Table olive imports for October – March are lower for most coun­tries — except into Brazil, where they’ve climbed 23 per­cent. They held steady in Canada but fell 9 per­cent in the US, 4 per­cent in Russia and the EU, and 2 per­cent in Australia.

Argentina: olive oil exports up but con­sump­tion down

This month’s newslet­ter pro­files Argentina, the loca­tion for three IOC meet­ings next month. The 18th extra­or­di­nary ses­sion of the IOC Council of Members will be held in Buenos Aires July 2 – 6, and both the 39th meet­ing of the IOC Advisory Committee and a meet­ing of qual­ity con­trol agree­ment sig­na­to­ries on July 2.

The IOC’s only South American mem­ber, Argentina, joined in 2009. According to Codex Alimentarius doc­u­ments, one of its rea­sons was to show that Argentine olive oils are authen­tic”, even when their fatty acid pro­files dif­fer from the typ­i­cal Mediterranean ones and fall short of IOC para­maters designed to detect adul­ter­ation. Because some oils from Argentina’s new pro­duc­tion areas have low oleic acid val­ues and high linoleic acid ones, it has been push­ing for changes to rel­e­vant para­me­ters.

The IOC newslet­ter, mean­while, says olive oil pro­duc­tion has risen sharply in the last ten years in Argentina albeit more in rel­a­tive terms than absolute terms”, given the 275 per­cent growth amounts to just 11,000 tons.

Exports, largely in bulk and of extra vir­gin grade, have shot up 175 per­cent in a decade. Half go to the US and 40 per­cent to Brazil.

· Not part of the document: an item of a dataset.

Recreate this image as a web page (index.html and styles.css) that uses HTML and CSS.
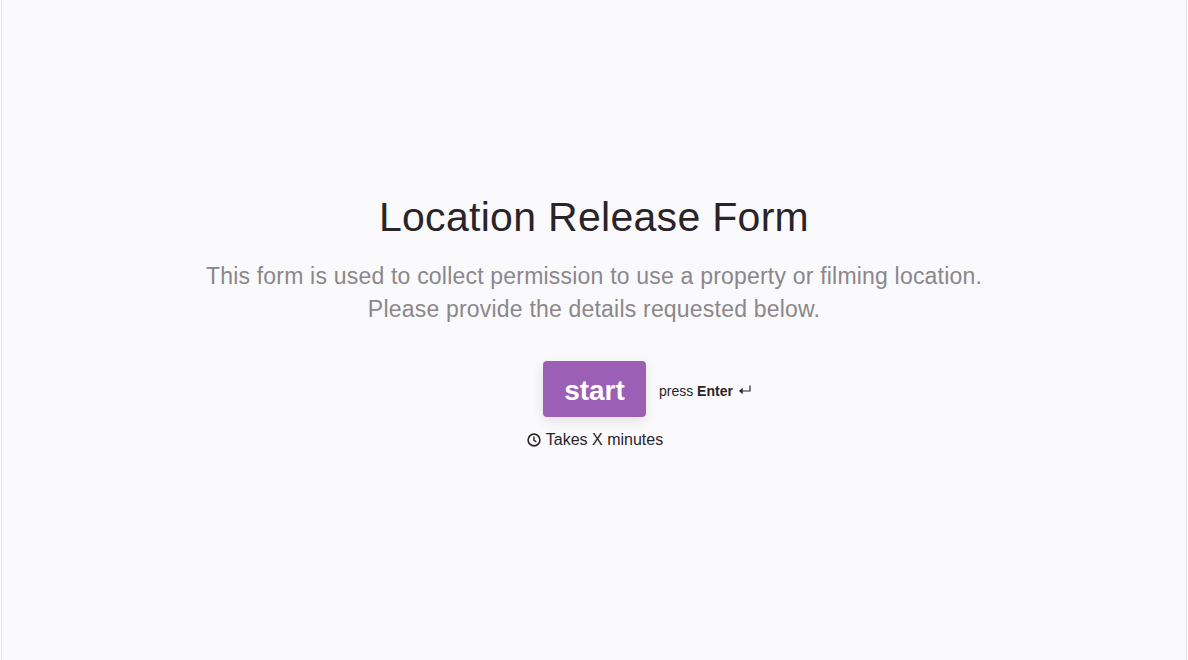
FILE: index.html
```html
<!DOCTYPE html>
<html lang="en">
<head>
    <meta charset="UTF-8">
    <title>Location Release Form</title>
    <link rel="stylesheet" href="styles.css">
</head>
<body>
    <div class="frame">
        <div class="welcome">
            <h1 class="title">Location Release Form</h1>
            <p class="description">This form is used to collect permission to use a property or filming location.<br>Please provide the details requested below.</p>
            <div class="action">
                <button class="start-btn" type="button">start</button>
                <div class="hint">
                    <span>press <b>Enter</b></span>
                    <svg class="enter-icon" width="13" height="11" viewBox="0 0 13 11" fill="none" stroke="#2a2328" stroke-width="1.2">
                        <path d="M12 0.5V6H2"/>
                        <path d="M4.6 2.8L1 6L4.6 9.2" fill="#2a2328" stroke="none"/>
                    </svg>
                </div>
            </div>
            <div class="time">
                <svg class="clock-icon" width="14" height="14" viewBox="0 0 14 14" fill="none" stroke="#2a2328" stroke-width="1.6">
                    <circle cx="7" cy="7" r="5.9"/>
                    <path d="M7 3.6V7.3L9.4 8.8" stroke-width="1.4"/>
                </svg>
                <span>Takes X minutes</span>
            </div>
        </div>
    </div>
</body>
</html>
```

FILE: styles.css
```css
* {
    margin: 0;
    padding: 0;
    box-sizing: border-box;
}

body {
    width: 100vw;
    height: 100vh;
    padding: 0 1px;
    background: #fafafc;
    font-family: "Liberation Sans", Arial, sans-serif;
    color: #2a2328;
    overflow: hidden;
}

.frame {
    width: 100%;
    height: 100%;
    padding-top: 192px;
    display: flex;
    justify-content: center;
    border-left: 1px solid #e6e6e9;
    border-right: 1px solid #e6e6e9;
}

.welcome {
    display: flex;
    flex-direction: column;
    align-items: center;
}

.title {
    font-size: 41px;
    line-height: 50px;
    font-weight: 400;
    letter-spacing: 0.3px;
}

.description {
    margin-top: 18px;
    font-size: 23px;
    line-height: 33px;
    letter-spacing: 0.2px;
    text-align: center;
    color: #8b878a;
}

.action {
    margin-top: 35px;
    margin-left: 1px;
    position: relative;
}

.start-btn {
    display: block;
    width: 103px;
    height: 56px;
    background: #9b60b5;
    border: none;
    border-radius: 4px;
    box-shadow: 0 4px 12px rgba(60, 40, 70, 0.12);
    color: #fff;
    font-family: inherit;
    font-size: 28px;
    font-weight: 700;
    padding-top: 3px;
}

.hint {
    position: absolute;
    left: 116px;
    top: 2px;
    height: 56px;
    display: flex;
    align-items: center;
    gap: 5px;
    font-size: 14px;
    white-space: nowrap;
}

.enter-icon {
    display: block;
    margin-top: -2px;
}

.time {
    margin-top: 13px;
    margin-left: 2px;
    display: flex;
    align-items: center;
    gap: 5px;
    font-size: 16px;
    line-height: 20px;
}

.clock-icon {
    display: block;
}
```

But there’s been a down­turn in Argentine olive oil pro­duc­tion since it reached a high of 27,000 tons in 2007/08, which can very prob­a­bly be explained in part by orchard con­ver­sion to pro­duc­tion for table olives” the IOC said.

While domes­tic olive oil con­sump­tion slipped 17% in the last ten years, table olive con­sump­tion soared 180 per­cent to reach 35,000 tons last sea­son and table olive pro­duc­tion has hit 250,000 tons. Exports are prin­ci­pally to Brazil.

Argentina offers excel­lent nat­ural con­di­tions for the devel­op­ment of olive cul­ti­va­tion. Two yard­sticks can be used to mea­sure its poten­tial: the expo­nen­tial growth in the num­ber of advanced genet­ics trees and the growth in Argentine exports, par­tic­u­larly to the two key mar­kets of the United States and Brazil,” the newslet­ter says.

Market with­drawal of olive oil

The EC opened the first ten­der for the lat­est round of pri­vate stor­age aid on May 31 and has already received bids to take a total of more than 86,000 tons of vir­gin olive oil (of which 413 tons is extra vir­gin) off the mar­ket for six months.

In an EC com­mit­tee meet­ing today (June 7) the max­i­mum aid to be paid was fixed at 0.65 €/ton/day, hav­ing taken into account the mar­ket sit­u­a­tion and the struc­ture of the ten­ders received,” EC sources said.

New ten­ders will be accepted until June 19 to bring the total up to the max­i­mum 100,000 tons.